Archive for the 'Annuity' Category

Sun Life Leaves Annuity Business Despite Award

Tuesday, December 13th, 2011

Even after being named one of the best annuity service companies, Sun Life Financial will no longer sell new annuities in the U.S.  According to The Boston Globe’s “Annuities a cloud over Sun Life,” Steven Syre says that the Canadian insurance company will also be getting rid of 800 jobs.  Around half of the jobs lost will be in the New England area.  Some employees will remain to offer service to all of the Sun Life clients who already hold annuities and life insurance policies with the company.  They will continue to sell insurance policies as well.
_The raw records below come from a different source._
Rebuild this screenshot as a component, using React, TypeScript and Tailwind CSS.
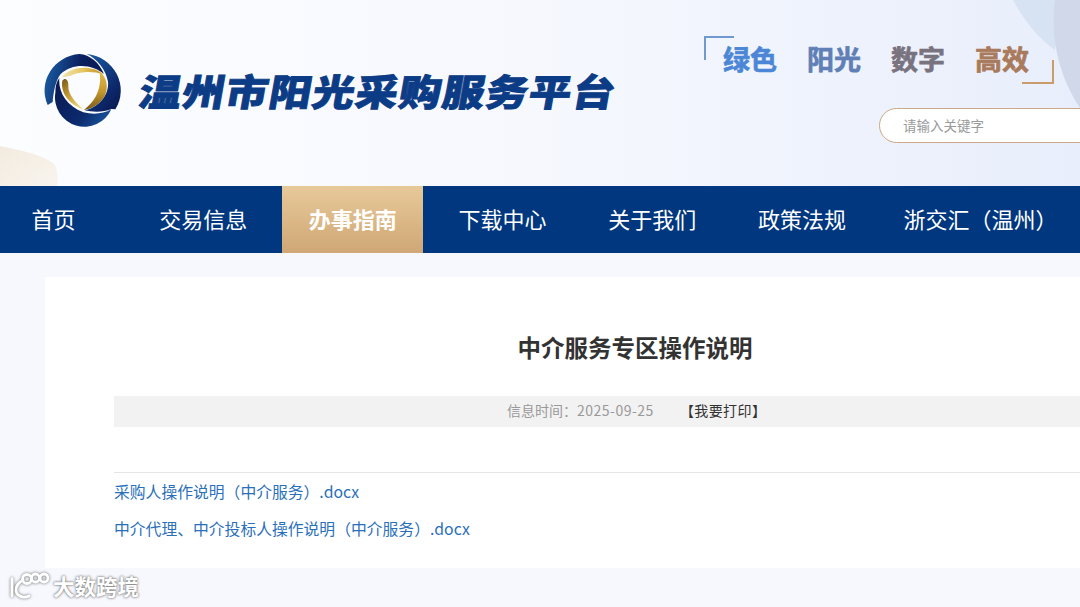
import React from "react";

const navItems = ["首页", "交易信息", "办事指南", "下载中心", "关于我们", "政策法规"];
const slogans = [
  { text: "绿色", color: "text-[#4b87d6] [-webkit-text-stroke:0.7px_#4b87d6]" },
  { text: "阳光", color: "text-[#5f7fb6] [-webkit-text-stroke:0.7px_#5f7fb6]" },
  { text: "数字", color: "text-[#78737f] [-webkit-text-stroke:0.7px_#78737f]" },
  { text: "高效", color: "text-[#a97a5b] [-webkit-text-stroke:0.7px_#a97a5b]" },
];

const Logo = () => (
  <svg viewBox="0 0 258 246" className="w-[86px] h-[82px] shrink-0">
    <defs>
      <linearGradient id="blueA" x1="0" y1="0.4" x2="1" y2="0.6">
        <stop offset="0" stopColor="#1a5ba3" />
        <stop offset="0.55" stopColor="#0b1f5e" />
        <stop offset="1" stopColor="#0a1a52" />
      </linearGradient>
      <linearGradient id="blueB" x1="0.1" y1="0" x2="0.8" y2="1">
        <stop offset="0" stopColor="#1a5ba3" />
        <stop offset="0.7" stopColor="#0c2a6e" />
        <stop offset="1" stopColor="#0a1a52" />
      </linearGradient>
      <linearGradient id="blueC" x1="0" y1="0.2" x2="1" y2="0.9">
        <stop offset="0" stopColor="#0a1a52" />
        <stop offset="0.6" stopColor="#0c2a6e" />
        <stop offset="1" stopColor="#1a5ba3" />
      </linearGradient>
      <linearGradient id="goldTop" x1="0" y1="0" x2="1" y2="0">
        <stop offset="0" stopColor="#f0e4b4" />
        <stop offset="0.5" stopColor="#e6c660" />
        <stop offset="1" stopColor="#c08f22" />
      </linearGradient>
      <linearGradient id="goldRight" x1="0" y1="0" x2="0" y2="1">
        <stop offset="0" stopColor="#e2bb4c" />
        <stop offset="0.55" stopColor="#c2952c" />
        <stop offset="1" stopColor="#76591a" />
      </linearGradient>
      <linearGradient id="goldLeft" x1="0" y1="0" x2="0.7" y2="1">
        <stop offset="0" stopColor="#75591c" />
        <stop offset="0.5" stopColor="#c39a30" />
        <stop offset="1" stopColor="#efd680" />
      </linearGradient>
    </defs>
    <path fill="url(#blueA)" d="M38 156L23 165A114 110 0 0 1 118 12C150 14 178 38 192 72C160 44 100 36 62 72C46 92 40 130 38 156Z" />
    <path fill="url(#blueB)" d="M140 12A114 110 0 0 1 226 178L214 177C190 188 155 186 134 181C176 172 208 135 204 95C198 60 172 26 140 12Z" />
    <path fill="url(#blueC)" d="M46 128C46 108 50 94 58 84C54 124 78 168 130 187C160 194 190 192 214 178A88.4 88.4 0 0 1 46 128Z" />
    <path fill="url(#goldTop)" d="M66 80C96 48 156 44 190 73C162 64 124 64 98 74C88 79 76 82 66 80Z" />
    <path fill="url(#goldRight)" d="M178 64C200 80 208 114 192 142C176 166 152 178 132 180C146 168 160 154 168 138C178 118 184 92 178 64Z" />
    <path fill="url(#goldLeft)" d="M67 92C74 82 86 88 85 108C84 134 108 160 130 177C94 168 60 132 67 92Z" />
  </svg>
);

const Watermark = () => (
  <div className="absolute left-[8px] top-[570px] flex items-center gap-[3px] text-white text-[21.5px] leading-none font-bold [text-shadow:0_0_2px_#777777,0_0_3px_#8a8a8a]">
    <svg viewBox="0 0 42 32" className="w-[42px] h-[32px] drop-shadow-[0_0_1.5px_#666666]" fill="none" stroke="#ffffff" strokeWidth="2.8" strokeLinecap="round">
      <path d="M4 9V26" />
      <path d="M15 10C10 13 8 17 8 20C8 25 14 29 21 26" />
      <circle cx="19" cy="9" r="4.5" />
      <circle cx="27.5" cy="8" r="4" />
      <circle cx="36" cy="8" r="4" />
    </svg>
    <span>大数跨境</span>
  </div>
);

export default function App() {
  return (
    <div className="relative w-[1080px] h-[607px] overflow-hidden bg-[#f7f8fe] font-['Noto_Sans_CJK_SC','Liberation_Sans',sans-serif]">
      <header className="relative h-[186px] overflow-hidden bg-gradient-to-r from-[#fcfdff] via-[#f6f8fe] to-[#e8eefb] flex">
        <svg viewBox="0 0 1080 186" className="absolute left-0 top-0 w-[1080px] h-[186px]">
          <defs>
            <linearGradient id="cream" x1="0" y1="0" x2="1" y2="1">
              <stop offset="0" stopColor="#f3ebdf" />
              <stop offset="1" stopColor="#f8f4ee" />
            </linearGradient>
          </defs>
          <path fill="url(#cream)" d="M0 146C20 150 45 155 55 165C58 172 58 180 57 186L0 186Z" />
          <path fill="#d7e2f2" d="M1013 0C1025 22 1038 38 1055 50L1060 0Z" />
          <path fill="#d0d8e9" d="M1055 0C1050 35 1058 75 1080 108L1080 0Z" />
        </svg>
        <div className="relative flex items-start pl-[40px] pt-[50px] w-[704px] shrink-0">
          <Logo />
          <h1 className="ml-[14px] mt-[14px] text-[37px] leading-[52px] font-black tracking-[1px] text-[#0c3c85] whitespace-nowrap origin-left [transform:skewX(-10deg)_scaleX(1.14)] [-webkit-text-stroke:0.9px_#0c3c85]">
            温州市阳光采购服务平台
          </h1>
        </div>
        <div className="relative flex flex-col shrink-0 w-[376px]">
          <div className="relative mt-[36px] h-[72px] pl-[19px] pt-[5px] flex gap-[30px]">
            <span className="absolute left-0 top-0 w-[30px] h-[24px] border-l-2 border-t-2 border-[#6f9ad0]" />
            <span className="absolute left-[318px] top-[24px] w-[32px] h-[24px] border-r-2 border-b-2 border-[#c99c6c]" />
            {slogans.map((s) => (
              <span key={s.text} className={`text-[27px] leading-[36px] font-bold ${s.color}`}>
                {s.text}
              </span>
            ))}
          </div>
          <input
            readOnly
            placeholder="请输入关键字"
            className="ml-[175px] w-[300px] h-[35px] shrink-0 rounded-full border border-[#c9a988] bg-white pl-[23px] pb-[2px] text-[13.5px] outline-none placeholder:text-[#9a9a9a]"
          />
        </div>
      </header>

      <nav className="h-[67px] bg-[#00377f] flex items-stretch text-white text-[22px] whitespace-nowrap">
        <div className="flex gap-[8.7px] ml-[-17px]">
          {navItems.map((item, i) => (
            <a
              key={item}
              className={
                i === 2
                  ? "w-[141px] pb-[2px] flex items-center justify-center font-bold bg-gradient-to-b from-[#e7c999] to-[#d0a776]"
                  : "w-[141px] pb-[2px] flex items-center justify-center"
              }
            >
              {item}
            </a>
          ))}
        </div>
        <a className="ml-[31px] pb-[2px] flex items-center">浙交汇（温州）</a>
      </nav>

      <main className="pt-[24px] pl-[45px]">
        <article className="w-[1180px] h-[291px] bg-white px-[69px] pt-[49px]">
          <h2 className="text-center text-[23.5px] leading-[42px] font-bold text-[#333333]">中介服务专区操作说明</h2>
          <div className="mt-[28px] h-[31px] pb-[2px] bg-[#f2f2f2] flex items-center gap-[26px] pl-[393px]">
            <span className="text-[14px] text-[#999999]">
              信息时间：<span className="tracking-[0.5px]">2025-09-25</span>
            </span>
            <span className="text-[14px] tracking-[0.4px] text-[#333333]">【我要打印】</span>
          </div>
          <div className="mt-[45px] border-t border-[#e5e5e5] pt-[7px] flex flex-col gap-[13px] text-[15.8px] leading-[24px] text-[#2a6fba]">
            <a>采购人操作说明（中介服务）.docx</a>
            <a>中介代理、中介投标人操作说明（中介服务）.docx</a>
          </div>
        </article>
      </main>

      <Watermark />
    </div>
  );
}
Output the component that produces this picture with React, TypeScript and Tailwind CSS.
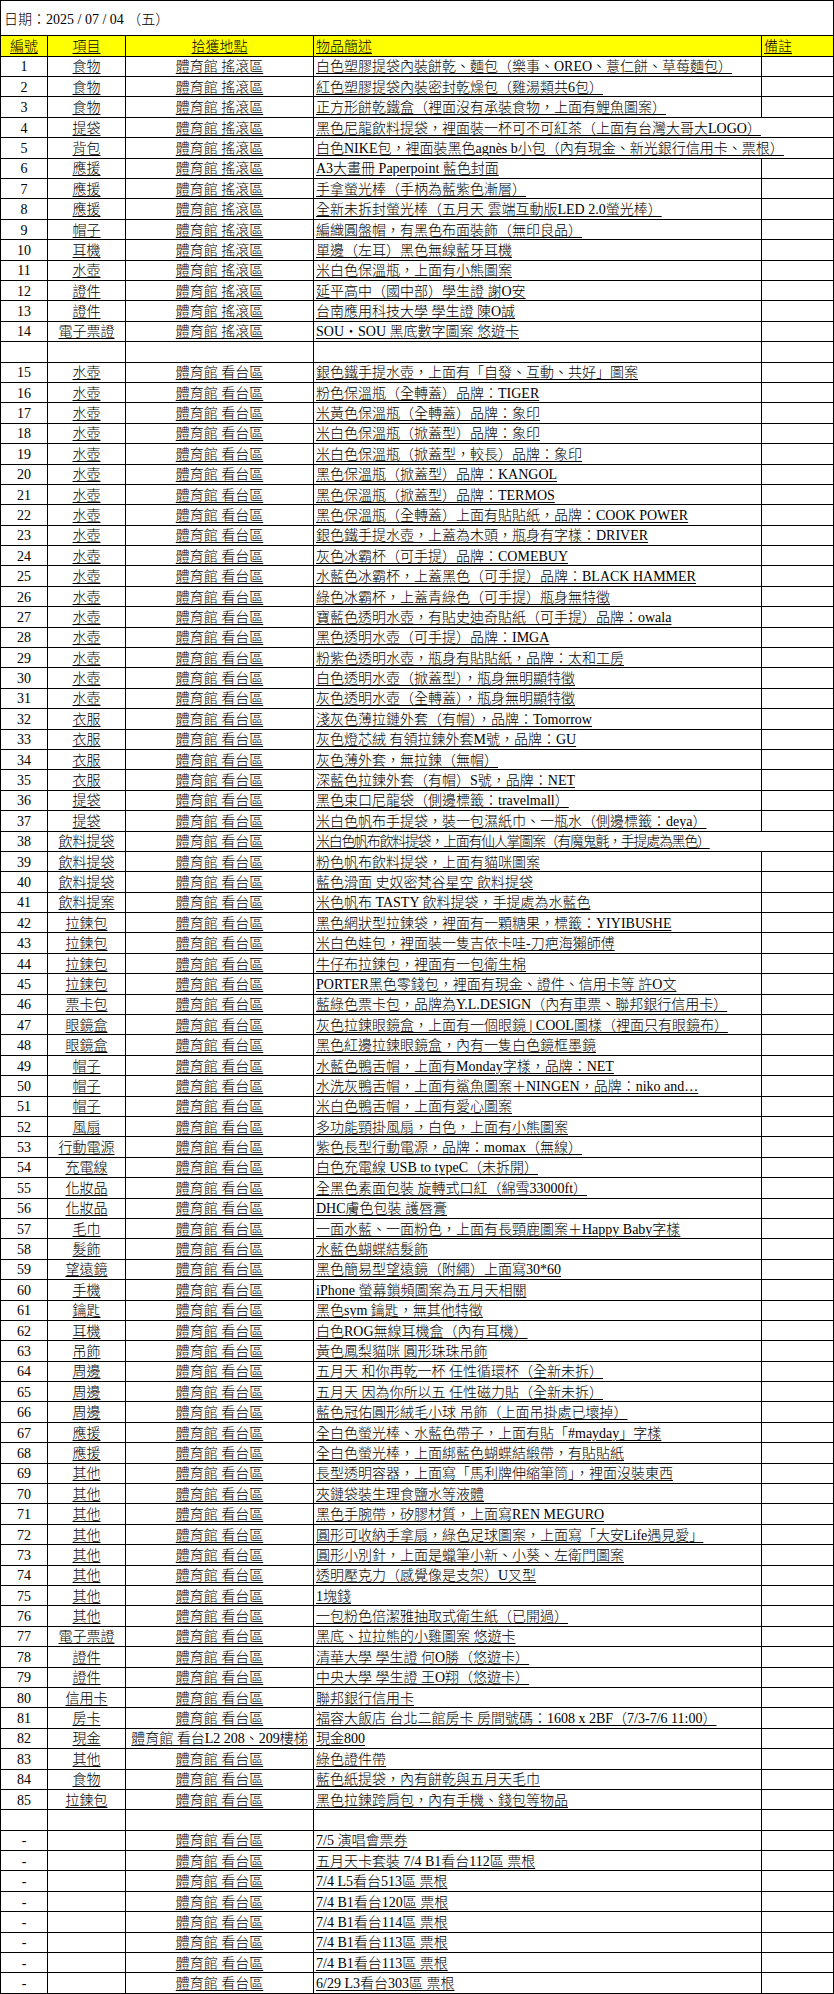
type LostItem = {
    no: string;
    item: string;
    place: string;
    desc: string;
    wide?: boolean;
    tight?: boolean;
};

const ROCK = '體育館 搖滾區';
const STAND = '體育館 看台區';

const rock: [string, string, boolean?][] = [
    ['食物', '白色塑膠提袋內裝餅乾、麵包（樂事、OREO、薏仁餅、草莓麵包）'],
    ['食物', '紅色塑膠提袋內裝密封乾燥包（雞湯類共6包）'],
    ['食物', '正方形餅乾鐵盒（裡面沒有承裝食物，上面有鯉魚圖案）'],
    ['提袋', '黑色尼龍飲料提袋，裡面裝一杯可不可紅茶（上面有台灣大哥大LOGO）', true],
    ['背包', '白色NIKE包，裡面裝黑色agnès b小包（內有現金、新光銀行信用卡、票根）', true],
    ['應援', 'A3大畫冊 Paperpoint 藍色封面'],
    ['應援', '手拿螢光棒（手柄為藍紫色漸層）'],
    ['應援', '全新未拆封螢光棒（五月天 雲端互動版LED 2.0螢光棒）'],
    ['帽子', '編織圓盤帽，有黑色布面裝飾（無印良品）'],
    ['耳機', '單邊（左耳）黑色無線藍牙耳機'],
    ['水壺', '米白色保溫瓶，上面有小熊圖案'],
    ['證件', '延平高中（國中部）學生證 謝O安'],
    ['證件', '台南應用科技大學 學生證 陳O誠'],
    ['電子票證', 'SOU・SOU 黑底數字圖案 悠遊卡'],
];

const stand: [string, string, boolean?][] = [
    ['水壺', '銀色鐵手提水壺，上面有「自發、互動、共好」圖案'],
    ['水壺', '粉色保溫瓶（全轉蓋）品牌：TIGER'],
    ['水壺', '米黃色保溫瓶（全轉蓋）品牌：象印'],
    ['水壺', '米白色保溫瓶（掀蓋型）品牌：象印'],
    ['水壺', '米白色保溫瓶（掀蓋型，較長）品牌：象印'],
    ['水壺', '黑色保溫瓶（掀蓋型）品牌：KANGOL'],
    ['水壺', '黑色保溫瓶（掀蓋型）品牌：TERMOS'],
    ['水壺', '黑色保溫瓶（全轉蓋）上面有貼貼紙，品牌：COOK POWER'],
    ['水壺', '銀色鐵手提水壺，上蓋為木頭，瓶身有字樣：DRIVER'],
    ['水壺', '灰色冰霸杯（可手提）品牌：COMEBUY'],
    ['水壺', '水藍色冰霸杯，上蓋黑色（可手提）品牌：BLACK HAMMER'],
    ['水壺', '綠色冰霸杯，上蓋青綠色（可手提）瓶身無特徵'],
    ['水壺', '寶藍色透明水壺，有貼史迪奇貼紙（可手提）品牌：owala'],
    ['水壺', '黑色透明水壺（可手提）品牌：IMGA'],
    ['水壺', '粉紫色透明水壺，瓶身有貼貼紙，品牌：太和工房'],
    ['水壺', '白色透明水壺（掀蓋型），瓶身無明顯特徵'],
    ['水壺', '灰色透明水壺（全轉蓋），瓶身無明顯特徵'],
    ['衣服', '淺灰色薄拉鏈外套（有帽），品牌：Tomorrow'],
    ['衣服', '灰色燈芯絨 有領拉鍊外套M號，品牌：GU'],
    ['衣服', '灰色薄外套，無拉鍊（無帽）'],
    ['衣服', '深藍色拉鍊外套（有帽）S號，品牌：NET'],
    ['提袋', '黑色束口尼龍袋（側邊標籤：travelmall）'],
    ['提袋', '米白色帆布手提袋，裝一包濕紙巾、一瓶水（側邊標籤：deya）'],
    ['飲料提袋', '米白色帆布飲料提袋，上面有仙人掌圖案（有魔鬼氈，手提處為黑色）', true],
    ['飲料提袋', '粉色帆布飲料提袋，上面有貓咪圖案'],
    ['飲料提袋', '藍色滑面 史奴密梵谷星空 飲料提袋'],
    ['飲料提案', '米色帆布 TASTY 飲料提袋，手提處為水藍色'],
    ['拉鍊包', '黑色網狀型拉鍊袋，裡面有一顆糖果，標籤：YIYIBUSHE'],
    ['拉鍊包', '米白色娃包，裡面裝一隻吉依卡哇-刀疤海獺師傅'],
    ['拉鍊包', '牛仔布拉鍊包，裡面有一包衛生棉'],
    ['拉鍊包', 'PORTER黑色零錢包，裡面有現金、證件、信用卡等 許O文'],
    ['票卡包', '藍綠色票卡包，品牌為Y.L.DESIGN（內有車票、聯邦銀行信用卡）'],
    ['眼鏡盒', '灰色拉鍊眼鏡盒，上面有一個眼鏡 | COOL圖樣（裡面只有眼鏡布）'],
    ['眼鏡盒', '黑色紅邊拉鍊眼鏡盒，內有一隻白色鏡框墨鏡'],
    ['帽子', '水藍色鴨舌帽，上面有Monday字樣，品牌：NET'],
    ['帽子', '水洗灰鴨舌帽，上面有鯊魚圖案＋NINGEN，品牌：niko and…'],
    ['帽子', '米白色鴨舌帽，上面有愛心圖案'],
    ['風扇', '多功能頸掛風扇，白色，上面有小熊圖案'],
    ['行動電源', '紫色長型行動電源，品牌：momax（無線）'],
    ['充電線', '白色充電線 USB to typeC（未拆開）'],
    ['化妝品', '全黑色素面包裝 旋轉式口紅（綿雪33000ft）'],
    ['化妝品', 'DHC膚色包裝 護唇膏'],
    ['毛巾', '一面水藍、一面粉色，上面有長頸鹿圖案＋Happy Baby字樣'],
    ['髮飾', '水藍色蝴蝶結髮飾'],
    ['望遠鏡', '黑色簡易型望遠鏡（附繩）上面寫30*60'],
    ['手機', 'iPhone 螢幕鎖頻圖案為五月天相關'],
    ['鑰匙', '黑色sym 鑰匙，無其他特徵'],
    ['耳機', '白色ROG無線耳機盒（內有耳機）'],
    ['吊飾', '黃色鳳梨貓咪 圓形珠珠吊飾'],
    ['周邊', '五月天 和你再乾一杯 任性循環杯（全新未拆）'],
    ['周邊', '五月天 因為你所以五 任性磁力貼（全新未拆）'],
    ['周邊', '藍色冠佑圓形絨毛小球 吊飾（上面吊掛處已壞掉）'],
    ['應援', '全白色螢光棒、水藍色帶子，上面有貼「#mayday」字樣'],
    ['應援', '全白色螢光棒，上面綁藍色蝴蝶結緞帶，有貼貼紙'],
    ['其他', '長型透明容器，上面寫「馬利牌伸縮筆筒」，裡面沒裝東西'],
    ['其他', '夾鏈袋裝生理食鹽水等液體'],
    ['其他', '黑色手腕帶，矽膠材質，上面寫REN MEGURO'],
    ['其他', '圓形可收納手拿扇，綠色足球圖案，上面寫「大安Life遇見愛」'],
    ['其他', '圓形小別針，上面是蠟筆小新、小葵、左衛門圖案'],
    ['其他', '透明壓克力（感覺像是支架）U叉型'],
    ['其他', '1塊錢'],
    ['其他', '一包粉色倍潔雅抽取式衛生紙（已開過）'],
    ['電子票證', '黑底、拉拉熊的小雞圖案 悠遊卡'],
    ['證件', '清華大學 學生證 何O勝（悠遊卡）'],
    ['證件', '中央大學 學生證 王O翔（悠遊卡）'],
    ['信用卡', '聯邦銀行信用卡'],
    ['房卡', '福容大飯店 台北二館房卡 房間號碼：1608 x 2BF（7/3-7/6 11:00）'],
    ['現金', '現金800'],
    ['其他', '綠色證件帶'],
    ['食物', '藍色紙提袋，內有餅乾與五月天毛巾'],
    ['拉鍊包', '黑色拉鍊跨肩包，內有手機、錢包等物品'],
];

const stubs = [
    '7/5 演唱會票券',
    '五月天卡套裝 7/4 B1看台112區 票根',
    '7/4 L5看台513區 票根',
    '7/4 B1看台120區 票根',
    '7/4 B1看台114區 票根',
    '7/4 B1看台113區 票根',
    '7/4 B1看台113區 票根',
    '6/29 L3看台303區 票根',
];

const rockRows: LostItem[] = rock.map(([item, desc, wide], i) => ({
    no: String(i + 1),
    item,
    place: ROCK,
    desc,
    wide,
}));

const standRows: LostItem[] = stand.map(([item, desc, wide], i) => ({
    no: String(i + 15),
    item,
    place: i + 15 === 82 ? '體育館 看台L2 208、209樓梯' : STAND,
    desc,
    wide,
    // row 38 is squeezed to end right at the remarks column
    tight: i + 15 === 38,
}));

const stubRows: LostItem[] = stubs.map((desc) => ({ no: '-', item: '', place: STAND, desc }));

const ROW = 'grid h-[20.4px] grid-cols-[47px_78px_188px_448px_1fr] border-b border-black';
const CELL = 'flex items-center overflow-visible whitespace-nowrap border-r border-black pt-[2px]';
const LINE = 'underline decoration-1 underline-offset-[2px]';

const Row = ({ row }: { row: LostItem }) => (
    <div className={ROW}>
        <div className={`${CELL} justify-center`}>{row.no}</div>
        <div className={`${CELL} justify-center`}>
            <span className={LINE}>{row.item}</span>
        </div>
        <div className={`${CELL} justify-center`}>
            <span className={LINE}>{row.place}</span>
        </div>
        <div className={`${CELL} pl-[2px] ${row.wide ? 'col-span-2 border-r-0' : ''}`}>
            <span className={`${LINE} ${row.tight ? 'tracking-[-1.3px]' : ''}`}>{row.desc}</span>
        </div>
        {!row.wide && <div />}
    </div>
);

const BlankRow = () => (
    <div className={ROW}>
        <div className="border-r border-black" />
        <div className="border-r border-black" />
        <div className="border-r border-black" />
        <div className="border-r border-black" />
        <div />
    </div>
);

const App = () => {
    return (
        <div className="min-h-[1994px] w-[834px] bg-white font-['Liberation_Serif','Noto_Sans_CJK_TC',serif] text-[14px] font-light leading-none text-black">
            <div className="border-x border-t border-black">
                <div className="flex h-[35px] items-center border-b border-black pl-[3px] pt-[4px]">
                    日期：2025 / 07 / 04 （五）
                </div>

                <div className="grid h-[20.7px] grid-cols-[47px_78px_188px_448px_1fr] border-b border-black bg-[#ffff00]">
                    <div className={`${CELL} justify-center`}>
                        <span className={LINE}>編號</span>
                    </div>
                    <div className={`${CELL} justify-center`}>
                        <span className={LINE}>項目</span>
                    </div>
                    <div className={`${CELL} justify-center`}>
                        <span className={LINE}>拾獲地點</span>
                    </div>
                    <div className={`${CELL} pl-[2px]`}>
                        <span className={LINE}>物品簡述</span>
                    </div>
                    <div className="flex items-center pl-[2px] pt-[2px]">
                        <span className={LINE}>備註</span>
                    </div>
                </div>

                {rockRows.map((row) => (
                    <Row key={row.no} row={row} />
                ))}
                <BlankRow />
                {standRows.map((row) => (
                    <Row key={row.no} row={row} />
                ))}
                <BlankRow />
                {stubRows.map((row, index) => (
                    <Row key={`stub-${index}`} row={row} />
                ))}
            </div>
        </div>
    );
};

export default App;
It hasn’t even been two years since Sun Life put out a massive marketing campaign to increase their name recognition in the U.S., so leaving the annuity market is a huge disappointment to the company.  They spent $37.5 million to have their name on the Miami Dolphins football stadium for five years.  But with low interest rates and crazy volatile markets, variable annuities have been a thorn in many insurance companies’ sides recently.  They offer great guarantees to the annuity purchaser, but the guarantees have hurt insurers’ bottom line.

After Sun Life’s stock went down 40%, they made the decision that exiting the annuity business in the U.S. would be in the company’s best interest.  They chose to exit a market that is riskier and more volatile for insurers because it takes the risk away from investors.  Manulife, John Hancock’s parent company, also ran into troubles with its U.S. annuity business.  They have lessened the distribution of the products that helped cause them a $1.3 billion third quarter loss.  Let’s hope that as the markets improve, so too will the annuity choices of these insurers.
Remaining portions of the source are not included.